Introduction to Relationship-based AS Ranking

| 
|
|
Analysis of the the Internet Service Provider (ISP) hierarchy
is critical to a deeper understanding of technical, economic and
regulatory aspects of the Internet inter-domain routing system. As
part of our research agenda to measure and analyze macroscopic
Internet structure, we have developed a new procedure to rank
Autonomous Systems (AS Rank) by their location in the Internet
hierarchy. Our ranking relies upon AS relationship information that
we discover using our new inference algorithms. Our approach is rooted
in economic AS relationships, ranking each AS as a function of the number
of IP prefixes advertised by this AS, its customer ASes, their customers ASs,
and so on.
| 
|

|
Goal
The goal of this project is to provide
ISP ranking based on business relationships between ASes.

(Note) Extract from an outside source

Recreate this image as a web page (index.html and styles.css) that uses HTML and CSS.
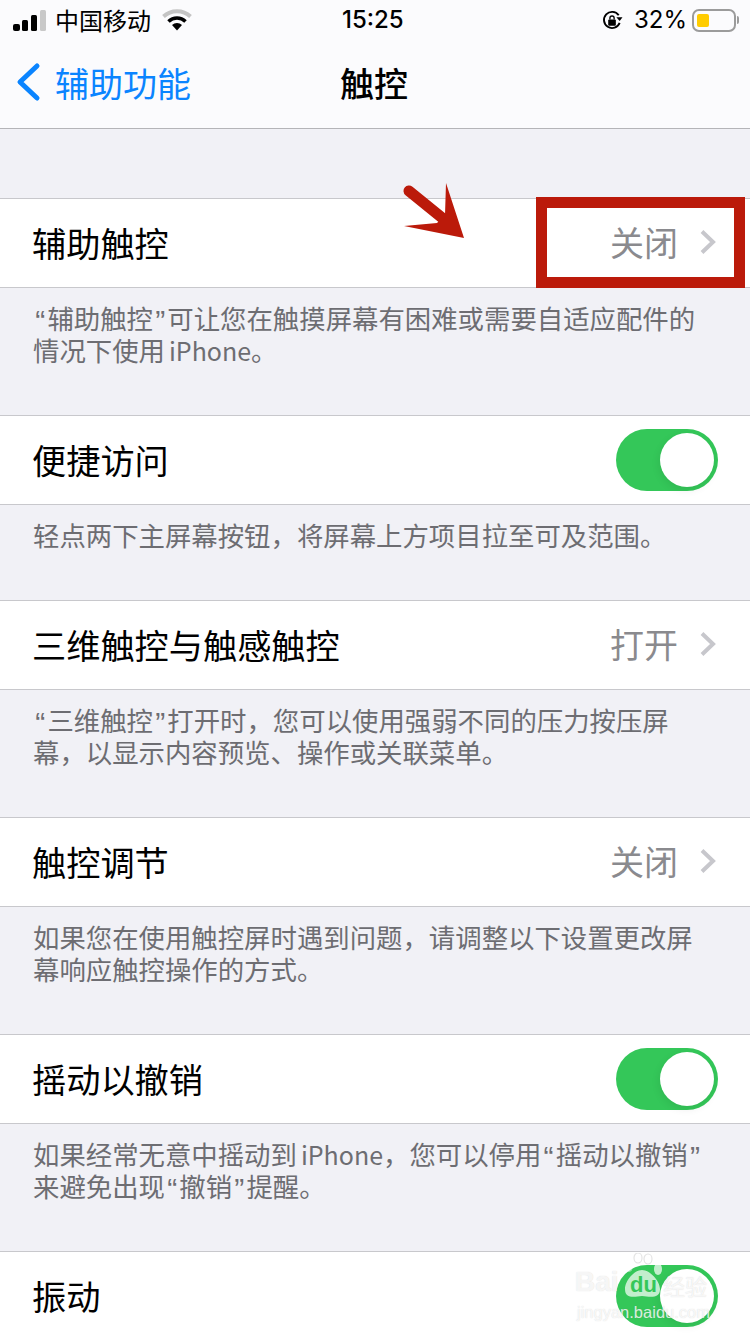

Accurate knowledge of AS business relationships is relevant to both
technical and economic aspects of the Internet's inter-domain
structure. First, AS relationships determine routing policies that
introduce a non-trivial set of constraints to paths over which
Internet traffic can flow, with implications for network
robustness, traffic engineering, macroscopic topology measurement
strategies, and other research and operational considerations.
Second, macroscopic analysis of AS relationships not only yields
insight into the economic underpinnings of business realities in the
current Internet, but also provides a solid validation framework for
economy-based modeling of Internet topology evolution. Indeed, the
Internet AS-level topology and its evolutionary dynamics are
consequences of business decisions that Internet players make.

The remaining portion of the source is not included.